Le 27 octobre 2022, le Conseil d’État a rendu un arrêt (n° 453264) dans une affaire dans laquelle un médecin détenait des parts d’une SCI qui donnait en sous-location les murs d’une clinique dans laquelle ce médecin exerçait son activité. La SCI – dont 11,61 % des parts appartenaient au médecin – sous-louait l’immeuble où la clinique était implantée à la société qui exploitait l’établissement. Au titre d’une des années contrôlées par les services fiscaux, la SCI a dégagé un déficit, posant la question de savoir si ce déficit était ou non imputable sur les revenus professionnels du médecin ou sur ses autres revenus.


En premier lieu, sauf lorsqu’il exerce son activité par l’intermédiaire d’une société soumise à l’impôt sur les sociétés, les revenus d’un médecin sont imposables dans la catégorie des bénéfices non commerciaux (BNC). La question de la déduction des charges en matière de BNC est souvent une source d’incompréhensions pour les contribuables. En effet, seules sont déductibles les charges nécessaires à l’activité professionnelle (CGI, art. 93). Cela suppose qu’il existe un rapport étroit entre la dépense et l’activité professionnelle. En matière de bénéfices industriels et commerciaux, le critère est plus large puisque les dépenses déductibles sont celles qui sont conformes à l’intérêt de l’entreprise. La SCI est dotée d’une personnalité juridique distincte de celle de ses associés, notamment de celle du médecin. Il en résulte que la SCI exerce une activité propre distincte de celle du médecin. La conclusion est la quote-part du déficit de la SCI revenant au médecin n’était donc pas une dépense nécessitée par l’exercice de sa profession et, pour cette raison, n’était pas imputable sur ses BNC procurés par cette activité.

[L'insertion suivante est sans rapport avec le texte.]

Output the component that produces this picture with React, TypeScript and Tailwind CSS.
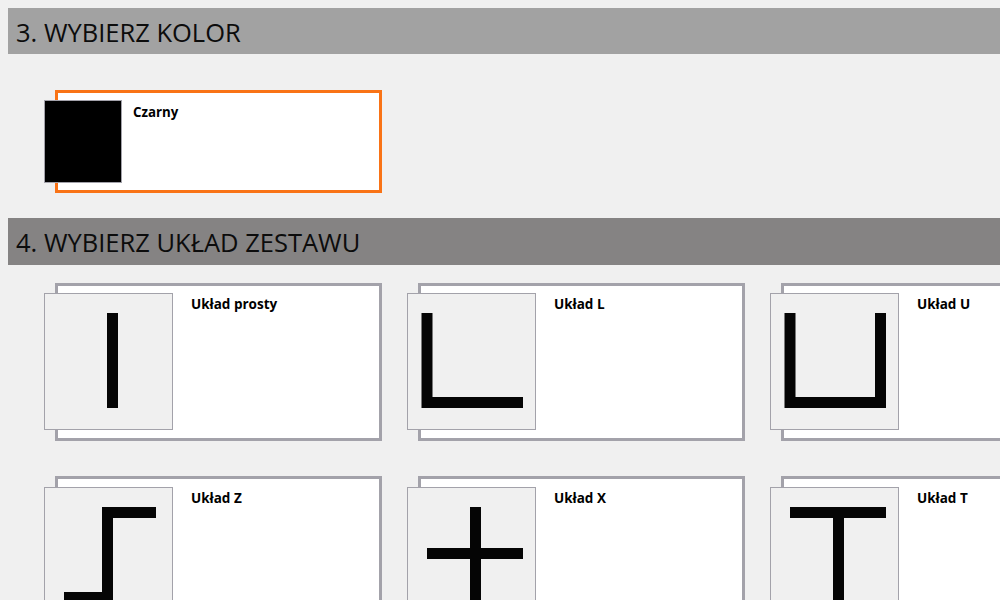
const layouts = [
  { name: 'Układ prosty', path: 'M68.5 20V115', top: 'mt-[7px]' },
  { name: 'Układ L', path: 'M20 20V109.5H116', top: 'mt-[7px]' },
  { name: 'Układ U', path: 'M20 20V109.5H110.5V20', top: 'mt-[7px]' },
  { name: 'Układ Z', path: 'M20 110.5H63.5V25.5H112', top: 'mt-[8px]' },
  { name: 'Układ X', path: 'M68.5 20V115M20 66.5H116', top: 'mt-[8px]' },
  { name: 'Układ T', path: 'M20 25.5H116M68.5 25.5V115', top: 'mt-[8px]' },
];

function SectionHeader({ title, className }: { title: string; className: string }) {
  return (
    <h2 className={`flex items-center pl-2 pt-[2px] text-[25.5px] font-normal text-[#0c0c0c] ${className}`}>
      {title}
    </h2>
  );
}

function LayoutCard({ name, path, top }: { name: string; path: string; top: string }) {
  return (
    <div className="flex h-[158px] border-[3px] border-[#a3a2aa] bg-white">
      <div className={`-ml-[14px] h-[137px] w-[129px] shrink-0 border border-[#a3a2aa] bg-[#f0f0f0] ${top}`}>
        <svg width="127" height="135" viewBox="1 1 127 135">
          <path d={path} fill="none" stroke="#050505" strokeWidth="11" strokeLinecap="butt" strokeLinejoin="miter" />
        </svg>
      </div>
      <div className={`ml-[18px] pt-[2px] text-[13.5px] leading-[18px] font-bold text-black ${top}`}>{name}</div>
    </div>
  );
}

export default function App() {
  return (
    <div className="h-[600px] w-[1000px] overflow-hidden bg-[#f0f0f0] pl-2 pt-2 font-['Open_Sans','Noto_Sans',sans-serif]">
      <SectionHeader title="3. WYBIERZ KOLOR" className="h-[46px] bg-[#a2a2a2]" />

      <div className="ml-[47px] mt-[36px] flex h-[103px] w-[327px] border-[3px] border-[#f97316] bg-white">
        <div className="-ml-[14px] mt-[7px] h-[83px] w-[78px] shrink-0 border border-[#a3a2aa] bg-black" />
        <div className="ml-[11px] mt-[10px] text-[13.3px] leading-[18px] font-bold text-black">Czarny</div>
      </div>

      <SectionHeader title="4. WYBIERZ UKŁAD ZESTAWU" className="mt-[25px] h-[47px] bg-[#858383]" />

      <div className="ml-[47px] mt-[18px] grid w-[1100px] grid-cols-[327px_327px_327px] gap-x-[36px] gap-y-[35px]">
        {layouts.map((layout) => (
          <LayoutCard key={layout.name} name={layout.name} path={layout.path} top={layout.top} />
        ))}
      </div>
    </div>
  );
}
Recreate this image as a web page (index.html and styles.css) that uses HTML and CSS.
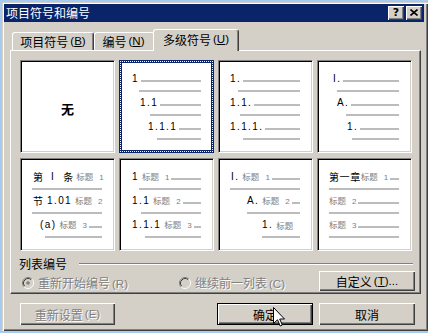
FILE: index.html
```html
<!DOCTYPE html>
<html>
<head>
<meta charset="utf-8">
<link rel="stylesheet" href="styles.css">
</head>
<body>
<div class="dialog">
  <div class="titlebar">
    <span class="title">项目符号和编号</span>
    <div class="tbtns">
      <span class="tbtn q">?</span>
      <span class="tbtn"><svg width="8" height="7" viewBox="0 0 8 7"><path d="M0.5 0.5 L7.5 6.5 M7.5 0.5 L0.5 6.5" stroke="#000" stroke-width="1.6"/></svg></span>
    </div>
  </div>

  <div class="tabs">
    <div class="tab t1">项目符号<span class="acc">(<u>B</u>)</span></div>
    <div class="tab t2">编号<span class="acc">(<u>N</u>)</span></div>
    <div class="tab t3 active">多级符号<span class="acc">(<u>U</u>)</span></div>
  </div>

  <div class="panel">
    <div class="grid">
      <div class="card none"><span>无</span></div>

      <div class="card sel">
        <div class="item"><div class="row m1"><span class="n">1</span><i class="ln"></i></div><div class="ln2 m8"></div></div>
        <div class="item"><div class="row m9"><span class="n">1.1</span><i class="ln"></i></div><div class="ln2 m19"></div></div>
        <div class="item"><div class="row m17"><span class="n">1.1.1</span><i class="ln"></i></div><div class="ln2 m26"></div></div>
      </div>

      <div class="card">
        <div class="item"><div class="row m0"><span class="n">1.</span><i class="ln"></i></div><div class="ln2 m8"></div></div>
        <div class="item"><div class="row m0"><span class="n">1.1.</span><i class="ln"></i></div><div class="ln2 m10"></div></div>
        <div class="item"><div class="row m0"><span class="n">1.1.1.</span><i class="ln"></i></div><div class="ln2 m13"></div></div>
      </div>

      <div class="card">
        <div class="item"><div class="row m4"><span class="n">I.</span><i class="ln"></i></div><div class="ln2 m8"></div></div>
        <div class="item"><div class="row m8"><span class="n">A.</span><i class="ln"></i></div><div class="ln2 m17"></div></div>
        <div class="item"><div class="row m18"><span class="n">1.</span><i class="ln"></i></div><div class="ln2 m23"></div></div>
      </div>

      <div class="card">
        <div class="item"><div class="row m1"><span class="cj">第</span><span class="n gap">I</span><span class="cj gap">条</span><span class="h">标题<b>1</b></span></div><div class="ln2 m0"></div></div>
        <div class="item"><div class="row m1"><span class="cj">节</span><span class="n sp">1.01</span><span class="h">标题<b>2</b></span></div><div class="ln2 m0"></div></div>
        <div class="item"><div class="row m8"><span class="n">(a)</span><span class="h">标题<b>3</b></span><i class="ln"></i></div><div class="ln2 m13"></div></div>
      </div>

      <div class="card">
        <div class="item"><div class="row m1"><span class="n">1</span><span class="h">标题<b>1</b></span><i class="ln"></i></div><div class="ln2 m8"></div></div>
        <div class="item"><div class="row m1"><span class="n">1.1</span><span class="h">标题<b>2</b></span><i class="ln"></i></div><div class="ln2 m10"></div></div>
        <div class="item"><div class="row m1"><span class="n">1.1.1</span><span class="h">标题<b>3</b></span><i class="ln"></i></div><div class="ln2 m14"></div></div>
      </div>

      <div class="card">
        <div class="item"><div class="row m1"><span class="n">I.</span><span class="h">标题<b>1</b></span><i class="ln"></i></div><div class="ln2 m0"></div></div>
        <div class="item"><div class="row m17"><span class="n">A.</span><span class="h">标题<b>2</b></span><i class="ln"></i></div><div class="ln2 m17"></div></div>
        <div class="item"><div class="row m32"><span class="n">1.</span><span class="h">标题</span></div><div class="ln2 m32"></div></div>
      </div>

      <div class="card">
        <div class="item"><div class="row m0"><span class="cj wide">第一章</span><span class="h tight">标题<b>1</b></span><i class="ln"></i></div><div class="ln2 m0"></div></div>
        <div class="item"><div class="row m0"><span class="h tight">标题<b>2</b></span><i class="ln"></i></div><div class="ln2 m0"></div></div>
        <div class="item"><div class="row m0"><span class="h tight">标题<b>3</b></span><i class="ln"></i></div><div class="ln2 m0"></div></div>
      </div>
    </div>

    <div class="group">
      <div class="ghead"><span>列表编号</span><i class="etch"></i></div>
      <div class="grow">
        <label class="radio dis">
          <svg width="12" height="12" viewBox="0 0 12 12">
            <circle cx="6" cy="6" r="4.5" fill="#d4d0c8"/>
            <path d="M9.89 2.11 A5.5 5.5 0 0 0 2.11 9.89" fill="none" stroke="#808080"/>
            <path d="M9.89 2.11 A5.5 5.5 0 0 1 2.11 9.89" fill="none" stroke="#fff"/>
            <path d="M9.18 2.82 A4.5 4.5 0 0 0 2.82 9.18" fill="none" stroke="#404040"/>
            <path d="M9.18 2.82 A4.5 4.5 0 0 1 2.82 9.18" fill="none" stroke="#d4d0c8"/>
            <circle cx="6" cy="6" r="1.8" fill="#808080"/>
          </svg>
          <span>重新开始编号<span class="acc">(R)</span></span>
        </label>
        <label class="radio dis r2">
          <svg width="12" height="12" viewBox="0 0 12 12">
            <circle cx="6" cy="6" r="4.5" fill="#d4d0c8"/>
            <path d="M9.89 2.11 A5.5 5.5 0 0 0 2.11 9.89" fill="none" stroke="#808080"/>
            <path d="M9.89 2.11 A5.5 5.5 0 0 1 2.11 9.89" fill="none" stroke="#fff"/>
            <path d="M9.18 2.82 A4.5 4.5 0 0 0 2.82 9.18" fill="none" stroke="#404040"/>
            <path d="M9.18 2.82 A4.5 4.5 0 0 1 2.82 9.18" fill="none" stroke="#d4d0c8"/>
          </svg>
          <span>继续前一列表<span class="acc">(C)</span></span>
        </label>
        <button class="btn custom">自定义<span class="acc">(<u>T</u>)...</span></button>
      </div>
    </div>
  </div>

  <div class="bottom">
    <button class="btn dis b1">重新设置<span class="acc">(E)</span></button>
    <button class="btn def b2">确定
      <svg class="cursor" width="12" height="20" viewBox="0 0 12 20"><path d="M0.5 0.5 L0.5 16.5 L4.5 12.8 L7.2 19 L9.3 18 L6.7 12 L11.5 12 Z" fill="#fff" stroke="#000"/></svg>
    </button>
    <button class="btn b3">取消</button>
  </div>
</div>
</body>
</html>
```

FILE: styles.css
```css
* { box-sizing: border-box; margin: 0; padding: 0; }
html, body { width: 428px; height: 333px; overflow: hidden; }
body {
  background: #a6caf0;
  font-family: "Noto Sans CJK SC", "Liberation Sans", sans-serif;
  font-size: 12px;
  color: #000;
}

.dialog {
  margin: 2px 0 0 2px;
  width: 426px;
  height: 329px;
  background: #d4d0c8;
  padding: 2px 4px 0 2px;
  box-shadow: inset 1px 1px 0 #d4d0c8, inset 2px 2px 0 #fff, inset -1px -1px 0 #404040, inset -2px -2px 0 #808080;
}

.titlebar {
  height: 18px;
  background: #0a246a;
  color: #fff;
  display: flex;
  align-items: center;
  justify-content: space-between;
  padding-left: 2px;
  padding-right: 2px;
}
.title { font-size: 12px; line-height: 18px; }
.tbtns { display: flex; gap: 2px; }
.tbtn {
  width: 16px;
  height: 14px;
  background: #d4d0c8;
  box-shadow: inset 1px 1px 0 #fff, inset -1px -1px 0 #404040, inset -2px -2px 0 #808080;
  display: flex;
  align-items: center;
  justify-content: center;
  color: #000;
  padding-bottom: 1px;
}
.tbtn.q { font: bold 11px "DejaVu Sans", sans-serif; }

.acc { font-family: "Liberation Sans", sans-serif; font-size: 11.5px; margin-left: 2px; }

.tabs {
  display: flex;
  align-items: flex-end;
  height: 21px;
  margin: 7px 0 0 6px;
  position: relative;
  z-index: 1;
}
.tab {
  height: 18px;
  background: #d4d0c8;
  border: 1px solid #fff;
  border-bottom: none;
  border-right-color: #404040;
  border-radius: 3px 3px 0 0;
  box-shadow: inset -1px 0 0 #808080;
  display: flex;
  align-items: center;
  justify-content: center;
  padding-bottom: 1px;
}
.t1 { width: 82px; margin-left: 2px; }
.t2 { width: 61px; border-right: none; box-shadow: none; padding-right: 3px; }
.t3 { width: 86px; margin-left: -2px; }
.tab.active { height: 22px; margin-bottom: -1px; padding-bottom: 3px; }

.panel {
  margin-left: 6px;
  width: 411px;
  height: 244px;
  border: 1px solid #fff;
  border-right-color: #404040;
  border-bottom-color: #404040;
  box-shadow: inset -1px -1px 0 #808080;
  padding: 9px 5px 0 9px;
}

.grid {
  display: grid;
  grid-template-columns: repeat(4, 95px);
  grid-template-rows: 93px 93px;
  column-gap: 4px;
  row-gap: 5px;
}
.card {
  background: #fff;
  border: 1px solid;
  border-color: #808080 #fff #fff #808080;
  box-shadow: inset 1px 1px 0 #000, inset -1px -1px 0 #d4d0c8;
  padding: 12px 12px 0 11px;
  position: relative;
}
.card.sel {
  border: 2px solid #0a246a;
  box-shadow: inset 0 0 0 1px #0a246a;
  padding: 11px 11px 0 10px;
}
.card.sel::before {
  content: "";
  position: absolute;
  inset: -1px;
  border: 1px dotted #fff;
}
.card.none {
  display: flex;
  align-items: center;
  justify-content: center;
  padding: 4px 0 0 0;
  font-size: 13px;
  font-weight: bold;
}

.item { height: 24px; }
.row {
  display: flex;
  align-items: center;
  height: 12px;
  white-space: nowrap;
}
.n {
  font-family: "Liberation Sans", sans-serif;
  font-size: 10px;
  letter-spacing: 1.4px;
  line-height: 12px;
}
.n.sp { margin-left: 4px; }
.gap { margin-left: 8px; }
.cj { font-size: 10px; line-height: 12px; }
.cj.wide { letter-spacing: 0.6px; }
.h {
  color: #808080;
  font-size: 8.5px;
  line-height: 12px;
  margin-left: 3px;
}
.h.tight { margin-left: 0; }
.h b {
  font-weight: normal;
  font-family: "Liberation Sans", sans-serif;
  font-size: 8px;
  margin-left: 6px;
}
.ln {
  flex: 1;
  height: 2px;
  background: #bcbcbc;
  margin: 4px 0 0 2px;
}
.ln2 {
  height: 2px;
  background: #bcbcbc;
  margin-top: 5px;
}

.m0 { margin-left: 0; }
.m1 { margin-left: 1px; }
.m4 { margin-left: 4px; }
.m8 { margin-left: 8px; }
.m9 { margin-left: 9px; }
.m10 { margin-left: 10px; }
.m13 { margin-left: 13px; }
.m14 { margin-left: 14px; }
.m17 { margin-left: 17px; }
.m18 { margin-left: 18px; }
.m19 { margin-left: 19px; }
.m23 { margin-left: 23px; }
.m26 { margin-left: 26px; }
.m32 { margin-left: 32px; }

.group { margin-top: 5px; }
.ghead {
  display: flex;
  align-items: center;
  height: 15px;
  margin-left: -1px;
}
.ghead span { line-height: 15px; }
.etch {
  flex: 1;
  height: 2px;
  border-top: 1px solid #808080;
  border-bottom: 1px solid #fff;
  margin: 1px 2px 0 12px;
}
.grow {
  display: grid;
  grid-template-columns: 157px 1fr 96px;
  align-items: center;
  height: 21px;
}
.radio {
  display: flex;
  align-items: center;
  gap: 4px;
  margin-left: 2px;
  padding-top: 2px;
}
.radio svg { display: block; }
.dis { color: #808080; text-shadow: 1px 1px 0 #fff; }

.btn {
  font-family: "Noto Sans CJK SC", sans-serif;
  font-size: 12px;
  color: #000;
  background: #d4d0c8;
  border: none;
  box-shadow: inset 1px 1px 0 #fff, inset -1px -1px 0 #404040, inset -2px -2px 0 #808080;
  display: flex;
  align-items: center;
  justify-content: center;
  position: relative;
}
.btn.dis { color: #808080; }
.custom { width: 96px; height: 20px; margin-top: -1px; }

.bottom {
  display: flex;
  margin: 9px 0 0 16px;
}
.bottom .btn { height: 22px; }
.b1 { width: 95px; }
.b2 { width: 96px; margin-left: 102px; }
.b3 { width: 96px; margin-left: 6px; }
.btn.def {
  border: 1px solid #000;
  box-shadow: inset 1px 1px 0 #fff, inset -1px -1px 0 #404040, inset -2px -2px 0 #808080;
}
.cursor {
  position: absolute;
  left: 55px;
  top: 3px;
}
```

En second lieu, le code général des impôts distingue huit catégories de revenus pour le calcul de l’impôt sur le revenu : 1) bénéfices industriels et commerciaux, 2) bénéfices agricoles, 3) bénéfices non commerciaux, 4) traitements, salaires, pensions et rentes viagères, 5) revenus de capitaux mobiliers, 6) rémunérations des dirigeants de sociétés, 7) revenus fonciers, 8) plus-values et moins-values professionnelles et des particuliers. En règle générale, lorsqu’au titre d’une année un contribuable dégage un déficit dans une ou plusieurs de ces catégories, ce ou ces déficits ne sont imputables en totalité sur les autres revenus qu’à la condition de provenir d’une activité exercée à titre professionnelle. Toutefois, le Conseil d’État a jugé que l’activité de sous-location d’immeubles nus ne peut être regardée comme l’exercice d’une profession libérale (8 juillet 2009, n° 304815). Selon le juge fiscal cette activité ne nécessite pas la mise en œuvre d’un art ou d’un savoir-faire particulier de nature à la faire regarder comme l’exercice d’une profession libérale. L’activité de sous-location d’immeubles nus procure donc des BNC, mais des BNC non professionnels. Suivant ce raisonnement, les déficits dégagés dans le cadre de cette activité ne sont pas imputables sur les autres revenus, même si le contribuable exerce cette activité à titre professionnel. Ces déficits sont uniquement reportables sur les bénéfices tirés d’activités semblables – BNC non professionnels - durant les six années suivantes. Il s’agit de la règle de « tunnelisation » des déficits.


En pratique, la question des aspects juridiques et fiscaux de l’immobilier d’entreprise est récurrente et souvent source de déconvenues pour les professionnels libéraux (médecins, vétérinaires, architectes, …). L’enseignement que ceux-ci doivent tirer de cet arrêt et qu’ils doivent être particulièrement vigilants au choix qu’ils font et ne pas hésiter à se faire conseiller et assister par leur notaire ou leur avocat afin que celui-ci leur expose les différentes solutions et leurs conséquences, notamment fiscales.